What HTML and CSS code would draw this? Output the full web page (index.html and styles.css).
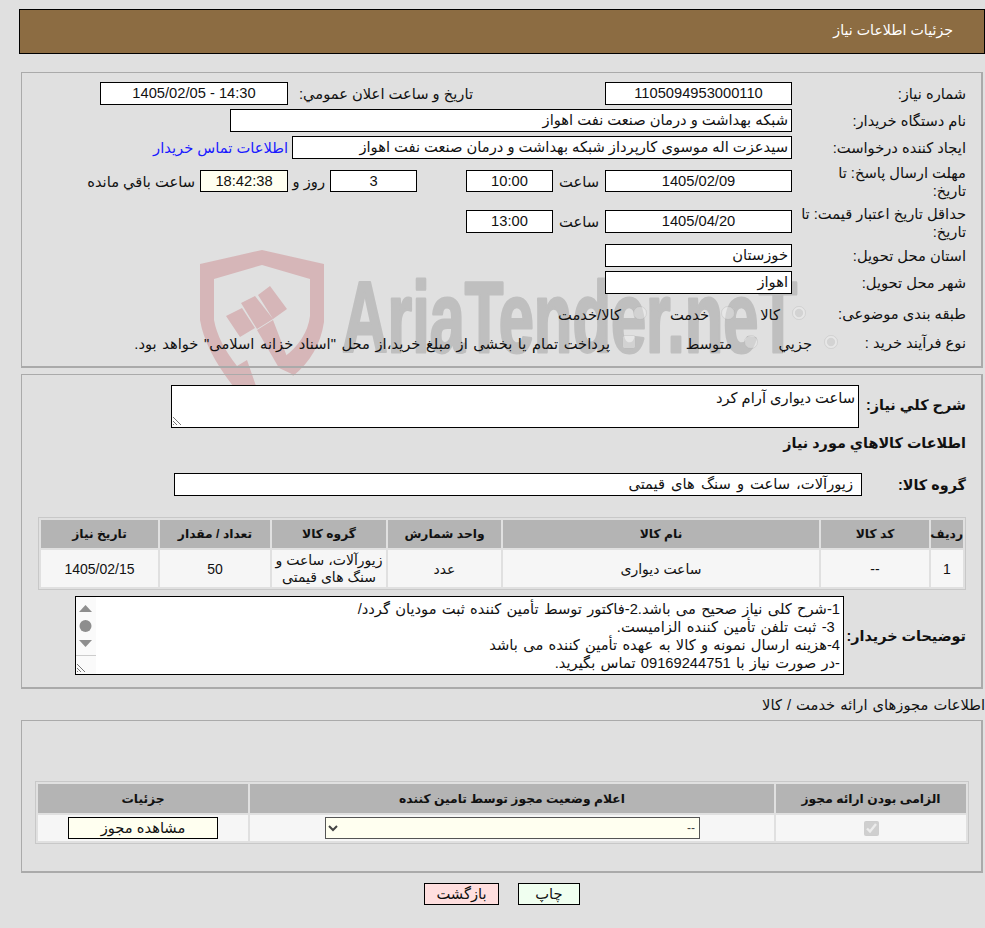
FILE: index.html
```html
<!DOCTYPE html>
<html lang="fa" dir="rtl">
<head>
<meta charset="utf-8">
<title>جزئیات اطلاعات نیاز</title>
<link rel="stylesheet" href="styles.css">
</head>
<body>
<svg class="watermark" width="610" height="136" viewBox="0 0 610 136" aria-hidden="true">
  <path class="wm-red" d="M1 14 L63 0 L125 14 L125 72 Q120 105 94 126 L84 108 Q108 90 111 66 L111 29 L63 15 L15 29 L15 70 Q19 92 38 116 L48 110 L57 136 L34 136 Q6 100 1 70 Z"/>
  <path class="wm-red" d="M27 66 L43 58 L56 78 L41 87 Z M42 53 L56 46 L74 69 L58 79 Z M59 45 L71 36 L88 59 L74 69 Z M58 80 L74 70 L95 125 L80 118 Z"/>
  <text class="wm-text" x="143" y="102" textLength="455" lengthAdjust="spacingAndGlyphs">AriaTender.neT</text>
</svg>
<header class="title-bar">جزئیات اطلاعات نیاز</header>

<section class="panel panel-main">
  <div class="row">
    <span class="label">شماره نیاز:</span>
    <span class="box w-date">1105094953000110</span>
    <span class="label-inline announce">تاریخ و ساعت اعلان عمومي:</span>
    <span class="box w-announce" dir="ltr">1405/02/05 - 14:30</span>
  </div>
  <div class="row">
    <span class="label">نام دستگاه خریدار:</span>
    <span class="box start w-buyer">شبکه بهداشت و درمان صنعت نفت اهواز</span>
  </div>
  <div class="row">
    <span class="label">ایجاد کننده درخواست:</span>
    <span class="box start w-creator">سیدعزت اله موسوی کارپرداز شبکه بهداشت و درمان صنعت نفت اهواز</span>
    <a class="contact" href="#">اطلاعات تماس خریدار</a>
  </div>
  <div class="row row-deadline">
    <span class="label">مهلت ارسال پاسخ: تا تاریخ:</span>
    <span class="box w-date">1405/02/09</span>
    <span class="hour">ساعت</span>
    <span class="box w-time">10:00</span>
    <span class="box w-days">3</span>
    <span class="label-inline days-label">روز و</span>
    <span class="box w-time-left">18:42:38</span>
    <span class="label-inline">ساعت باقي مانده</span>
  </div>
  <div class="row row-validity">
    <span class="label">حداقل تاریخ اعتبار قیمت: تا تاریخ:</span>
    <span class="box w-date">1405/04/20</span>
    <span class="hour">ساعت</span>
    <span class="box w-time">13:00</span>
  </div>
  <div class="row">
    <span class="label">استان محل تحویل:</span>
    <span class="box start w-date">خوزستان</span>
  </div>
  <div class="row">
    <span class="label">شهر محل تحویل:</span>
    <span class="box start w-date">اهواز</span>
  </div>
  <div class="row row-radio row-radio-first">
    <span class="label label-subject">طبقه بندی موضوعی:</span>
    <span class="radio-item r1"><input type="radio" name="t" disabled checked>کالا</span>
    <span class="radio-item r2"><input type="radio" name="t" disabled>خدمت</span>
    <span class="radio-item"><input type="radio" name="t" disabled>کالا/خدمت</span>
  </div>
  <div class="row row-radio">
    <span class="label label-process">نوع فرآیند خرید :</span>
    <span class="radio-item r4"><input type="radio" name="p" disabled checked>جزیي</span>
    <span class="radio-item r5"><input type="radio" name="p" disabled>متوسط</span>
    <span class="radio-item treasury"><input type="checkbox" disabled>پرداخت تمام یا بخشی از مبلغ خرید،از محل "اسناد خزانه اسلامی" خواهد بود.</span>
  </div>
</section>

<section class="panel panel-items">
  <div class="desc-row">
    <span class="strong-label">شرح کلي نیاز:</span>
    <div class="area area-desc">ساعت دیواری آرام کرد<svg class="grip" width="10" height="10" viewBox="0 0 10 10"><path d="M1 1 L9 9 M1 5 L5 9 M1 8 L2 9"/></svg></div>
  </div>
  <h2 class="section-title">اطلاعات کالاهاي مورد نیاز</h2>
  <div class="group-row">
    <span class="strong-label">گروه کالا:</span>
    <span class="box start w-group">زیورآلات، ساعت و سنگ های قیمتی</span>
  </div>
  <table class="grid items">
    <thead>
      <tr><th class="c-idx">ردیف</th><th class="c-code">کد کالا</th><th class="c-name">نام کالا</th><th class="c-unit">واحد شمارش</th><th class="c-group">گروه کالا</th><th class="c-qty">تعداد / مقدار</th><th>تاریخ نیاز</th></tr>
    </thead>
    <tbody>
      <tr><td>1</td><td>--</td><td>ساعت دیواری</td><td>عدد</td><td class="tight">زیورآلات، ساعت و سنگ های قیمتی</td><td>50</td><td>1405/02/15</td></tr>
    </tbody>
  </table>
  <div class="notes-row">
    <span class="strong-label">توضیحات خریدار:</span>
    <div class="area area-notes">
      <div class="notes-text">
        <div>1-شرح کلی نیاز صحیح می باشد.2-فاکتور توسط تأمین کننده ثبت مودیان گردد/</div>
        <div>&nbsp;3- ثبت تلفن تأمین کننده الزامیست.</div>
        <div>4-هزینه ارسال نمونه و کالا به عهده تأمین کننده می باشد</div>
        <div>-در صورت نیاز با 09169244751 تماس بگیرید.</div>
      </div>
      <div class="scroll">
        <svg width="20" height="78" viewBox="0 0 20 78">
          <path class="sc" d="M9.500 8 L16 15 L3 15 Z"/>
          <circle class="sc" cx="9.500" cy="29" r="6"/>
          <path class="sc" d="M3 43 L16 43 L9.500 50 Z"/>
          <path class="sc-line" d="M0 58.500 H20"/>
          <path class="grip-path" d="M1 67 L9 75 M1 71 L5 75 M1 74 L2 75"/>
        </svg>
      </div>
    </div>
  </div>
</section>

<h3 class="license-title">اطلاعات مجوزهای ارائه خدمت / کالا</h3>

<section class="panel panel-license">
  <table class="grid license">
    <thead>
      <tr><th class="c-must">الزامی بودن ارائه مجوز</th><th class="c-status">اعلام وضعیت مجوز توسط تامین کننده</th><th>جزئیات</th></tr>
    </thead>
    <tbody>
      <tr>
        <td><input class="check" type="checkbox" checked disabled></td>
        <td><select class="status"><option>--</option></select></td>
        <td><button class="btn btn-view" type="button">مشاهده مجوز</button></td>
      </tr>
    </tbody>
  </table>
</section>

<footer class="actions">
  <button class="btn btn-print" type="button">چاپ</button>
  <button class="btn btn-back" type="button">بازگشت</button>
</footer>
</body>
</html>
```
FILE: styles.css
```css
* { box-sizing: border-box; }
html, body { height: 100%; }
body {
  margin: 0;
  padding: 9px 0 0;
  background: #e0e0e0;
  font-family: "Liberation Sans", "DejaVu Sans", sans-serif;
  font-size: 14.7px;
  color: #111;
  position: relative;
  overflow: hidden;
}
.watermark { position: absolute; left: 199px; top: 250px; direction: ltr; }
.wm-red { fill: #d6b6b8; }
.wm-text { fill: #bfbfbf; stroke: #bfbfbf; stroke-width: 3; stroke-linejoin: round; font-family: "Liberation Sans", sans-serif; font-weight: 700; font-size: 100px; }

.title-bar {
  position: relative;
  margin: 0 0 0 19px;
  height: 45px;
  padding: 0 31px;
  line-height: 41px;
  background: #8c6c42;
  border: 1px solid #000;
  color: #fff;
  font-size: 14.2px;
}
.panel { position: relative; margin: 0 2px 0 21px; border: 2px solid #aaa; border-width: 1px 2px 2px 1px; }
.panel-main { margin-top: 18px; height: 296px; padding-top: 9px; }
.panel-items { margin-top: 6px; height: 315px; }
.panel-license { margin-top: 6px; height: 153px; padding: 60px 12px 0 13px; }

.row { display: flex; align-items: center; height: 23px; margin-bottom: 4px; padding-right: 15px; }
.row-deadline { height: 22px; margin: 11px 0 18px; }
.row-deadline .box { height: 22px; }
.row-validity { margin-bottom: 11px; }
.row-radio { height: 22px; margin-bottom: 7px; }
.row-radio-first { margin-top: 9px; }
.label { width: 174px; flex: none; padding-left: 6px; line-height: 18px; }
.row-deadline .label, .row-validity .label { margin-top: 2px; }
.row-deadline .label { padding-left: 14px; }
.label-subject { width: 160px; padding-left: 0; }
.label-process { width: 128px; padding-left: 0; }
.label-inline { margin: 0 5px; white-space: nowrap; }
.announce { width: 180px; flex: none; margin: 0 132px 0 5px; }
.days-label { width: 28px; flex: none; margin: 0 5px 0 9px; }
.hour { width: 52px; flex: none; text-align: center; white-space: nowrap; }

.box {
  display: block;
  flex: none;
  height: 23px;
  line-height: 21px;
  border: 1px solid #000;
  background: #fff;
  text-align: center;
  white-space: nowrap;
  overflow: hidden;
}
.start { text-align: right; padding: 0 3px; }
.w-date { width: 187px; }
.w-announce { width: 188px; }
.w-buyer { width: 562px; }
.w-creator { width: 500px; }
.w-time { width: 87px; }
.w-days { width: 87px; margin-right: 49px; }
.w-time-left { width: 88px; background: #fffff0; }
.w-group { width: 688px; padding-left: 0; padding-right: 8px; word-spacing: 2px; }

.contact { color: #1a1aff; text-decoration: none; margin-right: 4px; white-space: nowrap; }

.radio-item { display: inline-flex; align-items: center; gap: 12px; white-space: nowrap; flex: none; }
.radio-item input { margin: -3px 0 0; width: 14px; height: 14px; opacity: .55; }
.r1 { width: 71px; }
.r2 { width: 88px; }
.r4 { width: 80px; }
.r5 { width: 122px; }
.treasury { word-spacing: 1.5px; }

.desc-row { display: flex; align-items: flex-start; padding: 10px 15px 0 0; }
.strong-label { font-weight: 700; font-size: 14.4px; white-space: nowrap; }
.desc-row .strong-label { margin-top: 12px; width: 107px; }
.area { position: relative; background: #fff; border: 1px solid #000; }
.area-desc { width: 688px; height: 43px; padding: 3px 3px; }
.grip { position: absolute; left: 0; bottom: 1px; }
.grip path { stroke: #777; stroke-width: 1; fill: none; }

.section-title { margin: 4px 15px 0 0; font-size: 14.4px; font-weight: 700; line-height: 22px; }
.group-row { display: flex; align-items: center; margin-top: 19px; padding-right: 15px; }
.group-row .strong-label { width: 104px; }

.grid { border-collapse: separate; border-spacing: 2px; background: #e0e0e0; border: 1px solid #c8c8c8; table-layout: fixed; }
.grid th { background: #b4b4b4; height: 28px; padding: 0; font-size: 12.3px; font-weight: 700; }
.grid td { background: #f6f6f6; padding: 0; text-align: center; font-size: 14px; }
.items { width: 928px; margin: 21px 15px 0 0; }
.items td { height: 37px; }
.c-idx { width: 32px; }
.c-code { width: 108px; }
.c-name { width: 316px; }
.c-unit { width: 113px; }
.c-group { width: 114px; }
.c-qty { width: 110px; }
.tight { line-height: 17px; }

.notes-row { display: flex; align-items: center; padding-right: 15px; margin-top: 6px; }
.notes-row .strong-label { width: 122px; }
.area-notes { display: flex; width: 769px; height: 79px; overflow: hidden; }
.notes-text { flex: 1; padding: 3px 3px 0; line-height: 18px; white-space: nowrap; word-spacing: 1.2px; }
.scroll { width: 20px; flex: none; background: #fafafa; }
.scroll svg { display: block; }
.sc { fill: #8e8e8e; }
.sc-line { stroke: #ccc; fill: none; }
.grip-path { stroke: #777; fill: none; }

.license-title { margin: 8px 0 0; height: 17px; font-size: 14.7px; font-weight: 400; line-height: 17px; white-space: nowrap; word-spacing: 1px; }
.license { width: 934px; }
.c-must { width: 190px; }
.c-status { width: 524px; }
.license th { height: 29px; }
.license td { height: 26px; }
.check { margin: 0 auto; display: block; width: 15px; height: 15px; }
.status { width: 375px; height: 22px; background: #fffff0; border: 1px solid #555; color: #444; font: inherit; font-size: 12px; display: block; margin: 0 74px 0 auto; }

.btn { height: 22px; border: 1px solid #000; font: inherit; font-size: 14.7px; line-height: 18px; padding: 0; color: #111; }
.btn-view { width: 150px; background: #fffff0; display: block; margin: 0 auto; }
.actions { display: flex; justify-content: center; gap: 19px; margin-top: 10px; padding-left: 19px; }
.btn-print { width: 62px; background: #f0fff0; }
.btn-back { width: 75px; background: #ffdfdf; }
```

···

__WHAT TO PRODUCE__
Show every line above in which the word "styles" occurs.

__TASK RESPONSE__
What HTML and CSS code would draw this? Output the full web page (index.html and styles.css).
<link rel="stylesheet" href="styles.css">
FILE: styles.css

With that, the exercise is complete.